C’est là un des résultats de l’application de la méthode métaphysique.
Comme autre exemple, nous pourrons citer ce fait que la bourgeoisie veut que la science soit la science ; que la philosophie reste elle-même; de même pour la politique; et, bien entendu, il n’y a rien de commun, absolument aucun rapport entre elles trois.
Les conclusions pratiques d’un tel raisonnement, c’est qu’un savant doit rester un savant et n’a pas à mêler sa science à la philosophie et à la politique. Il en sera de même pour le philosophe et l’homme d’un parti politique.
Quand un homme de bonne foi raisonne ainsi, on peut dire qu’il raisonne en métaphysicien.
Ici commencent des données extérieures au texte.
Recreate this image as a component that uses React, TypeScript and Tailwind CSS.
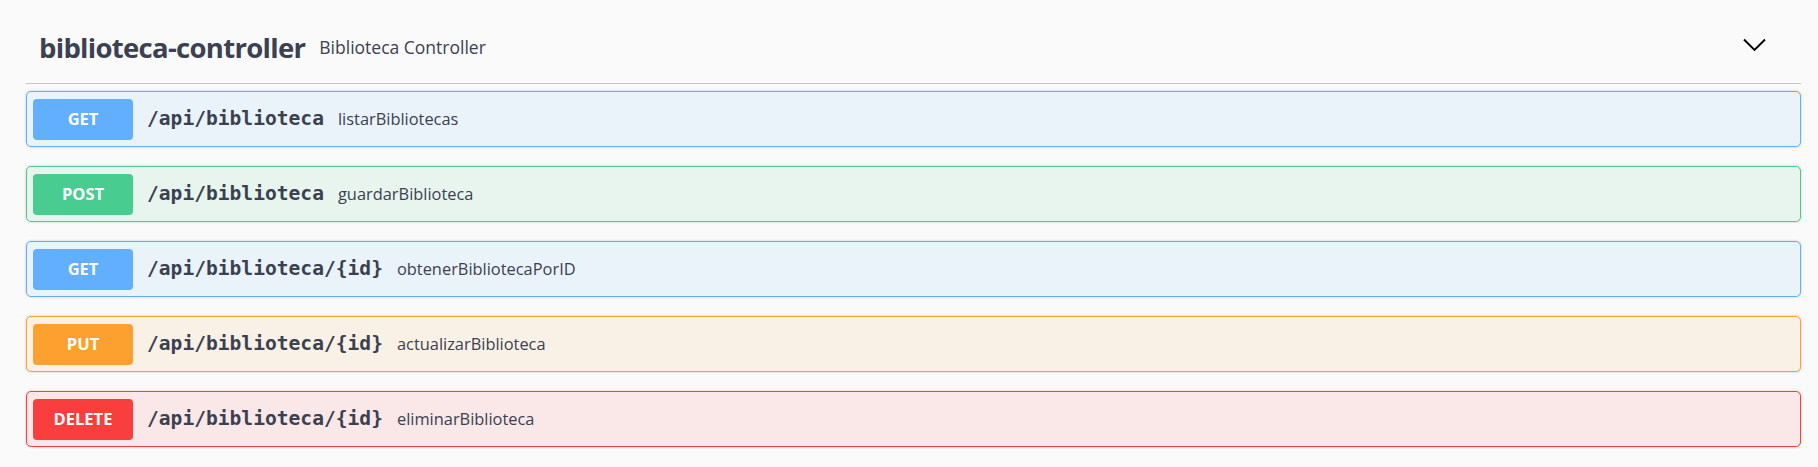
import React from "react";

type Op = {
  method: string;
  path: string;
  summary: string;
  badge: string;
  row: string;
};

const ops: Op[] = [
  {
    method: "GET",
    path: "/api/biblioteca",
    summary: "listarBibliotecas",
    badge: "bg-[#61affe]",
    row: "border-[#61affe] bg-[#ebf3fa]",
  },
  {
    method: "POST",
    path: "/api/biblioteca",
    summary: "guardarBiblioteca",
    badge: "bg-[#49cc90]",
    row: "border-[#49cc90] bg-[#e8f5ef]",
  },
  {
    method: "GET",
    path: "/api/biblioteca/{id}",
    summary: "obtenerBibliotecaPorID",
    badge: "bg-[#61affe]",
    row: "border-[#61affe] bg-[#ebf3fa]",
  },
  {
    method: "PUT",
    path: "/api/biblioteca/{id}",
    summary: "actualizarBiblioteca",
    badge: "bg-[#fca130]",
    row: "border-[#fca130] bg-[#faf1e6]",
  },
  {
    method: "DELETE",
    path: "/api/biblioteca/{id}",
    summary: "eliminarBiblioteca",
    badge: "bg-[#f93e3e]",
    row: "border-[#f93e3e] bg-[#fae7e7]",
  },
];

function OpRow({ op }: { op: Op }) {
  return (
    <div
      className={`mb-[19px] flex h-[56px] items-center rounded-[5px] border pl-[6px] shadow-[0_0_3px_rgba(0,0,0,0.19)] ${op.row}`}
    >
      <span
        className={`flex h-[41px] w-[100px] shrink-0 items-center justify-center rounded-[4px] font-['Open_Sans',sans-serif] text-[16.5px] font-bold text-white ${op.badge}`}
      >
        {op.method}
      </span>
      <span className="ml-[14px] font-['DejaVu_Sans_Mono',monospace] text-[19.6px] font-bold text-[#3b4151]">
        {op.path}
      </span>
      <span className="ml-[14px] font-['Open_Sans',sans-serif] text-[16.4px] text-[#3b4151]">
        {op.summary}
      </span>
    </div>
  );
}

export default function App() {
  return (
    <div className="min-h-screen bg-[#fafafa] pl-[26px] pr-[17px]">
      <div className="flex h-[84px] items-center border-b border-[#c4c6cb] pl-[13px] pr-[35px] pt-[13px]">
        <h3 className="font-['Open_Sans',sans-serif] text-[27.5px] font-bold leading-none tracking-[-0.7px] text-[#3b4151]">
          biblioteca-controller
        </h3>
        <span className="ml-[14px] font-['Open_Sans',sans-serif] text-[17.5px] leading-none text-[#3b4151]">
          Biblioteca Controller
        </span>
        <svg
          className="ml-auto -mt-[7px]"
          width="23"
          height="14"
          viewBox="0 0 23 14"
          fill="none"
          stroke="#000"
          strokeWidth="1.9"
        >
          <polyline points="1,1.5 11.5,12 22,1.5" />
        </svg>
      </div>
      <div className="pt-[7px]">
        {ops.map((op, i) => (
          <OpRow key={i} op={op} />
        ))}
      </div>
    </div>
  );
}
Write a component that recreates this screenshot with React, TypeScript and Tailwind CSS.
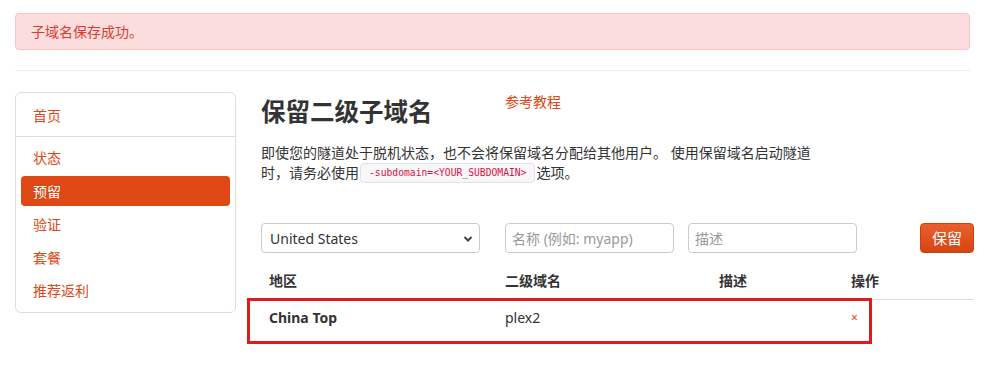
const font = { fontFamily: '"Noto Sans", "Noto Sans CJK SC", sans-serif' };

const navItems = ['状态', '预留', '验证', '套餐', '推荐返利'];

function Sidebar() {
  return (
    <div className="w-[221px] shrink-0 self-start rounded-[6px] border border-[#ddd] bg-white px-[5px] pb-[5px] pt-[6px] text-[14px]">
      <div className="flex h-[33px] items-center px-[12px] text-[#dd4814]">首页</div>
      <div className="-mx-[5px] my-[4px] h-px bg-[#ddd]" />
      {navItems.map((label) =>
        label === '预留' ? (
          <div key={label} className="flex h-[34px] items-center">
            <div className="flex h-[30px] w-full items-center rounded-[4px] bg-[#dd4814] px-[12px] text-white">{label}</div>
          </div>
        ) : (
          <div key={label} className="flex h-[33px] items-center px-[12px] text-[#dd4814]">
            {label}
          </div>
        )
      )}
    </div>
  );
}

function ReserveForm() {
  return (
    <div className="mt-[40px] flex h-[30px] items-center text-[14px]">
      <div className="relative h-[30px] w-[219px] rounded-[4px] border border-[#ccc] bg-white">
        <div className="flex h-full items-center pl-[8px] text-[#333]">United States</div>
        <svg className="absolute right-[6px] top-[11px]" width="10" height="8" viewBox="0 0 10 8">
          <path d="M1.5 2 L5 5.5 L8.5 2" fill="none" stroke="#444" strokeWidth="2" />
        </svg>
      </div>
      <div className="ml-[25px] flex h-[30px] w-[169px] items-center rounded-[4px] border border-[#ccc] bg-white px-[6px] text-[#999]">
        名称 (例如: myapp)
      </div>
      <div className="ml-[14px] flex h-[30px] w-[169px] items-center rounded-[4px] border border-[#ccc] bg-white px-[6px] text-[#999]">
        描述
      </div>
      <button className="ml-[63px] flex h-[30px] w-[54px] items-center justify-center rounded-[4px] border border-[#c8410f] bg-gradient-to-b from-[#e8602e] to-[#d6440f] text-[15px] text-white">
        保留
      </button>
    </div>
  );
}

function SubdomainTable() {
  return (
    <div className="mt-[10px] text-[14px] text-[#333]">
      <div className="grid grid-cols-[236px_214px_132px_1fr] border-b border-[#ddd] font-bold">
        <div className="px-[8px] py-[8px] leading-[20px]">地区</div>
        <div className="px-[8px] py-[8px] leading-[20px]">二级域名</div>
        <div className="px-[8px] py-[8px] leading-[20px]">描述</div>
        <div className="px-[8px] py-[8px] leading-[20px]">操作</div>
      </div>
      <div className="relative grid grid-cols-[236px_214px_132px_1fr]">
        <div className="px-[8px] py-[8px] font-bold leading-[20px]">China Top</div>
        <div className="px-[8px] py-[8px] leading-[20px]">plex2</div>
        <div className="px-[8px] py-[8px] leading-[20px]"></div>
        <div className="px-[8px] py-[8px] text-[12px] leading-[20px] text-[#dd4814]">×</div>
        <div className="pointer-events-none absolute -left-[14px] -top-[2px] h-[46px] w-[625px] border-[3px] border-[#e01b1b]" />
      </div>
    </div>
  );
}

export default function App() {
  return (
    <div className="min-h-[371px] w-[985px] bg-white px-[15px] pt-[13px]" style={font}>
      {/* 提示 */}
      <div className="flex h-[37px] items-center rounded-[4px] border border-[#f6c6c6] bg-[#fadddc] px-[15px] text-[14px] text-[#dc3b2f]">
        子域名保存成功。
      </div>
      <div className="mt-[20px] h-px bg-[#eee]" />

      <div className="mt-[21px] flex gap-[25px]">
        <Sidebar />

        <div className="flex-1">
          <div className="flex items-start">
            <h2 className="mt-[7px] w-[244px] text-[24.5px] font-bold leading-[26px] text-[#333]">保留二级子域名</h2>
            <a className="text-[14px] leading-[20px] text-[#dd4814]">参考教程</a>
          </div>
          <p className="mt-[18px] w-[555px] text-[14px] leading-[20px] text-[#333]">
            即使您的隧道处于脱机状态，也不会将保留域名分配给其他用户。 使用保留域名启动隧道时，请务必使用
            <code
              className="mx-[1px] inline-block h-[20px] rounded-[4px] border border-[#e1e1e8] bg-[#f7f7f9] px-[8px] align-top text-[9.7px] leading-[18px] text-[#dd1144]"
              style={{ fontFamily: '"DejaVu Sans Mono", monospace' }}
            >
              -subdomain=&lt;YOUR_SUBDOMAIN&gt;
            </code>
            选项。
          </p>

          <ReserveForm />
          <SubdomainTable />
        </div>
      </div>
    </div>
  );
}
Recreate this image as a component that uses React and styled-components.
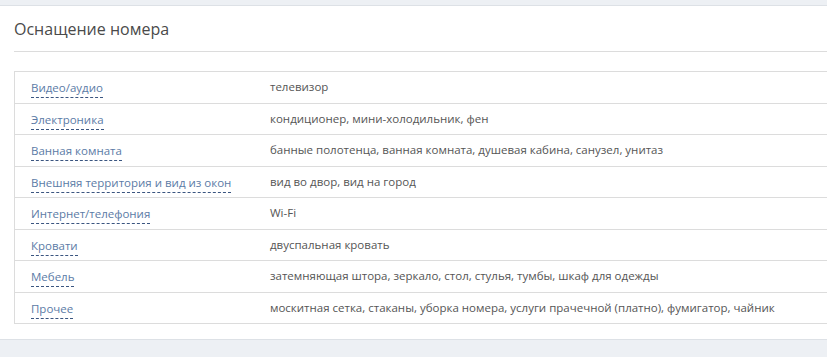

L’écrivain anglais Wells est allé en Union soviétique, il y a quelques années, et a rendu visite au grand écrivain, aujourd’hui disparu, Maxime Gorki. Il lui a proposé de créer un club littéraire où l’on ne ferait pas de politique, car, dans son esprit, la littérature, c’est la littérature, et la politique, c est la politique. Gorki et ses amis se sont mis, paraît-il, à rire et Wells en fut vexé. C’est que Wells voyait et concevait l’écrivain comme vivant en dehors de la société, tandis que Gorki et ses amis savaient bien qu’il n’en est pas ainsi dans la vie où, en vérité, toutes les choses sont liées — qu’on le veuille ou non.
Dans la pratique courante, nous nous efforçons de classer, d’isoler les choses, de les voir, de les étudier seulement pour elles-mêmes. Ceux qui ne sont pas marxistes voient l’Etat en général en l’isolant de la société, comme indépendant de la forme de la société. Raisonner ainsi, isoler l’Etat de la société, c’est l’isoler de ses rapports avec la réalité.
Même erreur quand on parle de l’homme en l’isolant des autres hommes, de son milieu, de la société. Si l’on considère aussi la machine pour elle-même en l’isolant de la société où elle produit, on commet cette erreur de penser : « Machine à Paris, machine à Moscou ; plus-value ici et là, il n’y a pas de différence, c’est absolument la même chose. »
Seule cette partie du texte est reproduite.